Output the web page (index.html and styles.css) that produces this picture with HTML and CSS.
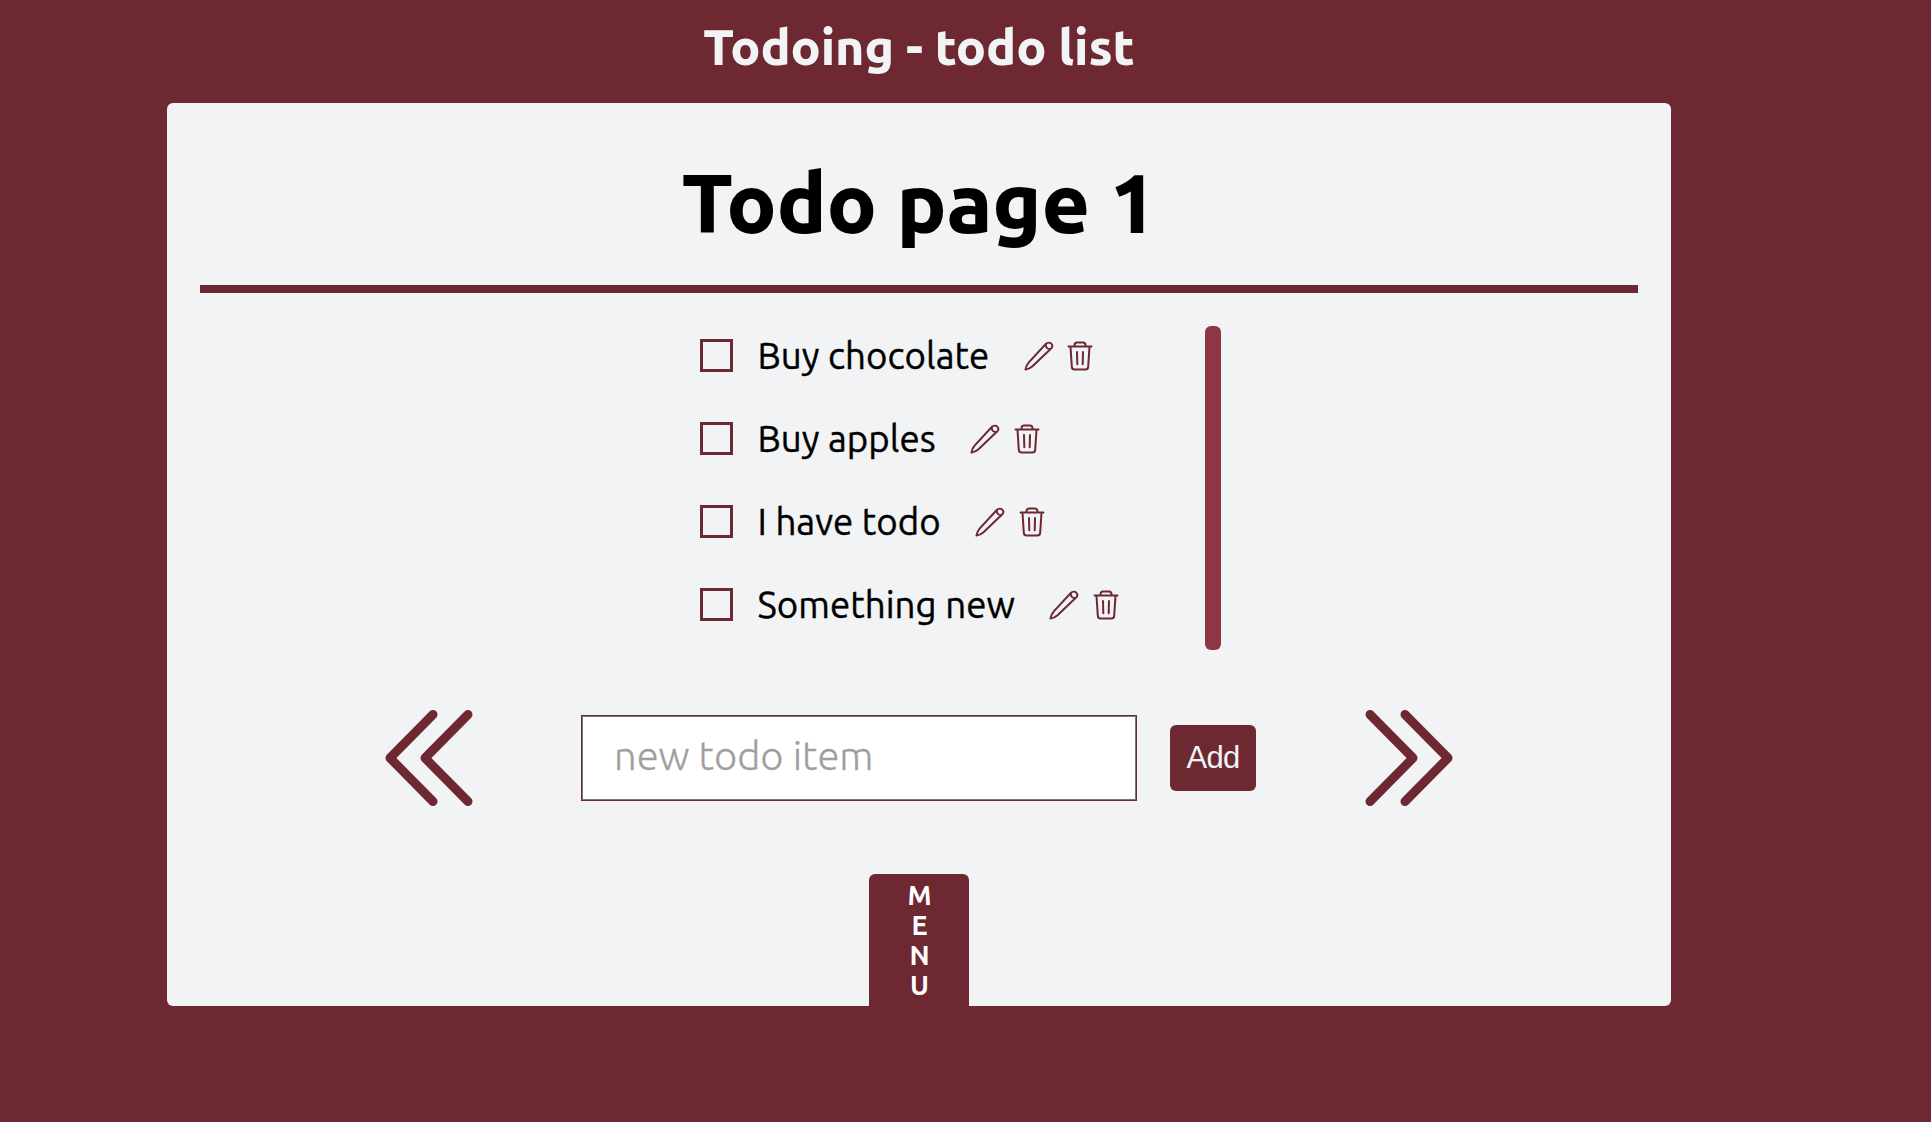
FILE: index.html
```html
<!DOCTYPE html>
<html lang="en">
<head>
<meta charset="utf-8">
<title>Todoing - todo list</title>
<link rel="stylesheet" href="styles.css">
</head>
<body>
<svg class="sprite" aria-hidden="true">
  <symbol id="pencil" viewBox="0 0 30 30">
    <path d="M1.500 28.500C1.800 25.700 3 23.300 4.800 21.300L22 2.800C23.500 1.300 25.800 1.300 27.200 2.600C28.600 4 28.500 6.100 27.100 7.500L8.500 25.200C6.500 27 4.300 28.100 1.500 28.500Z M21.900 3.300C21.300 6 23.600 8.500 26.500 7.900"/>
  </symbol>
  <symbol id="trash" viewBox="0 0 26 30">
    <path d="M1.500 5.600H24.500M7.500 5.400V4.200C7.500 2.500 8.300 1.500 10 1.500H16C17.700 1.500 18.500 2.500 18.500 4.200V5.400M3.500 5.900L4.800 25.600C4.900 27.400 5.900 28.500 7.700 28.500H18.300C20.100 28.500 21.100 27.400 21.200 25.600L22.500 5.900M10 11L10.300 23.300M16 11L15.700 23.300"/>
  </symbol>
  <symbol id="chevrons" viewBox="0 0 88 96">
    <path d="M5 4.500L48 48L5 91.500M40 4.500L83 48L40 91.500"/>
  </symbol>
</svg>
<div class="app">
  <h1 class="brand">Todoing - todo list</h1>
  <main class="card">
    <h2 class="page-title">Todo page 1</h2>
    <div class="list-area">
      <ul class="todos">
        <li class="todo"><span class="box"></span><span class="label">Buy chocolate</span><svg class="pencil"><use href="#pencil"/></svg><svg class="trash"><use href="#trash"/></svg></li>
        <li class="todo"><span class="box"></span><span class="label">Buy apples</span><svg class="pencil"><use href="#pencil"/></svg><svg class="trash"><use href="#trash"/></svg></li>
        <li class="todo"><span class="box"></span><span class="label">I have todo</span><svg class="pencil"><use href="#pencil"/></svg><svg class="trash"><use href="#trash"/></svg></li>
        <li class="todo"><span class="box"></span><span class="label">Something new</span><svg class="pencil"><use href="#pencil"/></svg><svg class="trash"><use href="#trash"/></svg></li>
      </ul>
      <div class="scrollbar"></div>
    </div>
    <div class="controls">
      <svg class="arrow prev"><use href="#chevrons"/></svg>
      <div class="entry">
        <input class="field" type="text" placeholder="new todo item">
        <button class="add" type="button">Add</button>
      </div>
      <svg class="arrow"><use href="#chevrons"/></svg>
    </div>
    <div class="menu"><span>M</span><span>E</span><span>N</span><span>U</span></div>
  </main>
</div>
</body>
</html>
```
FILE: styles.css
```css
* {
  box-sizing: border-box;
}

body {
  margin: 0;
  min-height: 100vh;
  background: #6d2832;
  font-family: "Ubuntu", "Noto Sans", sans-serif;
}

.sprite {
  display: none;
}

.app {
  width: 1504px;
  margin-left: 167px;
}

.brand {
  margin: 0;
  height: 103px;
  padding-top: 10px;
  color: #f1f3f5;
  font-size: 50px;
  font-weight: 800;
  line-height: 72px;
  letter-spacing: -0.1px;
  text-align: center;
}

.card {
  display: flex;
  flex-direction: column;
  height: 903px;
  padding: 0 33px;
  background: #f1f3f5;
  border-radius: 6px;
}

.page-title {
  margin: 0;
  height: 190px;
  padding-top: 38px;
  border-bottom: 8px solid #6d2832;
  font-size: 83.33px;
  font-weight: 800;
  line-height: 122px;
  letter-spacing: -0.3px;
  text-align: center;
}

.list-area {
  display: flex;
  justify-content: space-between;
  width: 521px;
  height: 324px;
  margin: 33px 0 0 500px;
}

.todos {
  margin: 0;
  padding: 0;
  list-style: none;
}

.todo {
  display: flex;
  align-items: center;
  height: 83px;
  padding-bottom: 24px;
}

.box {
  width: 33px;
  height: 33px;
  border: 3px solid #6d2832;
  margin-right: 24.5px;
}

.label {
  font-size: 36.67px;
  font-weight: 400;
  line-height: 50px;
  letter-spacing: 0.05px;
  -webkit-text-stroke: 0.4px #000;
  white-space: nowrap;
}

.pencil,
.trash,
.arrow {
  flex: none;
  fill: none;
  stroke: #6d2832;
  stroke-linecap: round;
  stroke-linejoin: round;
}

.pencil {
  width: 30px;
  height: 30px;
  margin-left: 34.5px;
  stroke-width: 2;
}

.trash {
  width: 26px;
  height: 30px;
  margin-left: 13.5px;
  stroke-width: 2;
}

.scrollbar {
  width: 16px;
  height: 324px;
  border-radius: 6px;
  background: #8f3645;
}

.controls {
  display: flex;
  align-items: center;
  justify-content: space-between;
  height: 96px;
  margin: 60px 185px 0 185px;
}

.arrow {
  width: 88px;
  height: 96px;
  stroke-width: 9;
}

.prev {
  transform: scaleX(-1);
}

.entry {
  display: flex;
  align-items: center;
  gap: 33px;
  margin-right: 1px;
}

.field {
  width: 556px;
  height: 86px;
  padding: 0 32px 5px;
  border: 1px solid #6d2832;
  box-shadow: inset 0 0 0 1px #717b79;
  background: #fff;
  font: 300 40px "Ubuntu", "Noto Sans", sans-serif;
}

.field::placeholder {
  color: #9f9f9f;
  -webkit-text-stroke: 0.3px #9f9f9f;
}

.add {
  width: 86px;
  height: 66px;
  padding: 0;
  border: 0;
  border-radius: 6px;
  background: #6d2832;
  color: #f1f3f5;
  font: 31px "Liberation Sans", Arial, sans-serif;
  letter-spacing: -0.8px;
}

.menu {
  display: flex;
  flex-direction: column;
  align-items: center;
  align-self: center;
  width: 100px;
  height: 132px;
  margin-top: auto;
  padding: 6px 0 0 1px;
  border-radius: 6px 6px 0 0;
  background: #6d2832;
  color: #fff;
  font-size: 27px;
  font-weight: 600;
  line-height: 30px;
}
```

◇ ◇ ◇ ◇ ◇

### Work required
Write out the material above once more, exactly as it reads, with no pictures.

### Correct result
Output the web page (index.html and styles.css) that produces this picture with HTML and CSS.
FILE: index.html
```html
<!DOCTYPE html>
<html lang="en">
<head>
<meta charset="utf-8">
<title>Todoing - todo list</title>
<link rel="stylesheet" href="styles.css">
</head>
<body>
<svg class="sprite" aria-hidden="true">
  <symbol id="pencil" viewBox="0 0 30 30">
    <path d="M1.500 28.500C1.800 25.700 3 23.300 4.800 21.300L22 2.800C23.500 1.300 25.800 1.300 27.200 2.600C28.600 4 28.500 6.100 27.100 7.500L8.500 25.200C6.500 27 4.300 28.100 1.500 28.500Z M21.900 3.300C21.300 6 23.600 8.500 26.500 7.900"/>
  </symbol>
  <symbol id="trash" viewBox="0 0 26 30">
    <path d="M1.500 5.600H24.500M7.500 5.400V4.200C7.500 2.500 8.300 1.500 10 1.500H16C17.700 1.500 18.500 2.500 18.500 4.200V5.400M3.500 5.900L4.800 25.600C4.900 27.400 5.900 28.500 7.700 28.500H18.300C20.100 28.500 21.100 27.400 21.200 25.600L22.500 5.900M10 11L10.300 23.300M16 11L15.700 23.300"/>
  </symbol>
  <symbol id="chevrons" viewBox="0 0 88 96">
    <path d="M5 4.500L48 48L5 91.500M40 4.500L83 48L40 91.500"/>
  </symbol>
</svg>
<div class="app">
  <h1 class="brand">Todoing - todo list</h1>
  <main class="card">
    <h2 class="page-title">Todo page 1</h2>
    <div class="list-area">
      <ul class="todos">
        <li class="todo"><span class="box"></span><span class="label">Buy chocolate</span><svg class="pencil"><use href="#pencil"/></svg><svg class="trash"><use href="#trash"/></svg></li>
        <li class="todo"><span class="box"></span><span class="label">Buy apples</span><svg class="pencil"><use href="#pencil"/></svg><svg class="trash"><use href="#trash"/></svg></li>
        <li class="todo"><span class="box"></span><span class="label">I have todo</span><svg class="pencil"><use href="#pencil"/></svg><svg class="trash"><use href="#trash"/></svg></li>
        <li class="todo"><span class="box"></span><span class="label">Something new</span><svg class="pencil"><use href="#pencil"/></svg><svg class="trash"><use href="#trash"/></svg></li>
      </ul>
      <div class="scrollbar"></div>
    </div>
    <div class="controls">
      <svg class="arrow prev"><use href="#chevrons"/></svg>
      <div class="entry">
        <input class="field" type="text" placeholder="new todo item">
        <button class="add" type="button">Add</button>
      </div>
      <svg class="arrow"><use href="#chevrons"/></svg>
    </div>
    <div class="menu"><span>M</span><span>E</span><span>N</span><span>U</span></div>
  </main>
</div>
</body>
</html>
```
FILE: styles.css
```css
* {
  box-sizing: border-box;
}

body {
  margin: 0;
  min-height: 100vh;
  background: #6d2832;
  font-family: "Ubuntu", "Noto Sans", sans-serif;
}

.sprite {
  display: none;
}

.app {
  width: 1504px;
  margin-left: 167px;
}

.brand {
  margin: 0;
  height: 103px;
  padding-top: 10px;
  color: #f1f3f5;
  font-size: 50px;
  font-weight: 800;
  line-height: 72px;
  letter-spacing: -0.1px;
  text-align: center;
}

.card {
  display: flex;
  flex-direction: column;
  height: 903px;
  padding: 0 33px;
  background: #f1f3f5;
  border-radius: 6px;
}

.page-title {
  margin: 0;
  height: 190px;
  padding-top: 38px;
  border-bottom: 8px solid #6d2832;
  font-size: 83.33px;
  font-weight: 800;
  line-height: 122px;
  letter-spacing: -0.3px;
  text-align: center;
}

.list-area {
  display: flex;
  justify-content: space-between;
  width: 521px;
  height: 324px;
  margin: 33px 0 0 500px;
}

.todos {
  margin: 0;
  padding: 0;
  list-style: none;
}

.todo {
  display: flex;
  align-items: center;
  height: 83px;
  padding-bottom: 24px;
}

.box {
  width: 33px;
  height: 33px;
  border: 3px solid #6d2832;
  margin-right: 24.5px;
}

.label {
  font-size: 36.67px;
  font-weight: 400;
  line-height: 50px;
  letter-spacing: 0.05px;
  -webkit-text-stroke: 0.4px #000;
  white-space: nowrap;
}

.pencil,
.trash,
.arrow {
  flex: none;
  fill: none;
  stroke: #6d2832;
  stroke-linecap: round;
  stroke-linejoin: round;
}

.pencil {
  width: 30px;
  height: 30px;
  margin-left: 34.5px;
  stroke-width: 2;
}

.trash {
  width: 26px;
  height: 30px;
  margin-left: 13.5px;
  stroke-width: 2;
}

.scrollbar {
  width: 16px;
  height: 324px;
  border-radius: 6px;
  background: #8f3645;
}

.controls {
  display: flex;
  align-items: center;
  justify-content: space-between;
  height: 96px;
  margin: 60px 185px 0 185px;
}

.arrow {
  width: 88px;
  height: 96px;
  stroke-width: 9;
}

.prev {
  transform: scaleX(-1);
}

.entry {
  display: flex;
  align-items: center;
  gap: 33px;
  margin-right: 1px;
}

.field {
  width: 556px;
  height: 86px;
  padding: 0 32px 5px;
  border: 1px solid #6d2832;
  box-shadow: inset 0 0 0 1px #717b79;
  background: #fff;
  font: 300 40px "Ubuntu", "Noto Sans", sans-serif;
}

.field::placeholder {
  color: #9f9f9f;
  -webkit-text-stroke: 0.3px #9f9f9f;
}

.add {
  width: 86px;
  height: 66px;
  padding: 0;
  border: 0;
  border-radius: 6px;
  background: #6d2832;
  color: #f1f3f5;
  font: 31px "Liberation Sans", Arial, sans-serif;
  letter-spacing: -0.8px;
}

.menu {
  display: flex;
  flex-direction: column;
  align-items: center;
  align-self: center;
  width: 100px;
  height: 132px;
  margin-top: auto;
  padding: 6px 0 0 1px;
  border-radius: 6px 6px 0 0;
  background: #6d2832;
  color: #fff;
  font-size: 27px;
  font-weight: 600;
  line-height: 30px;
}
```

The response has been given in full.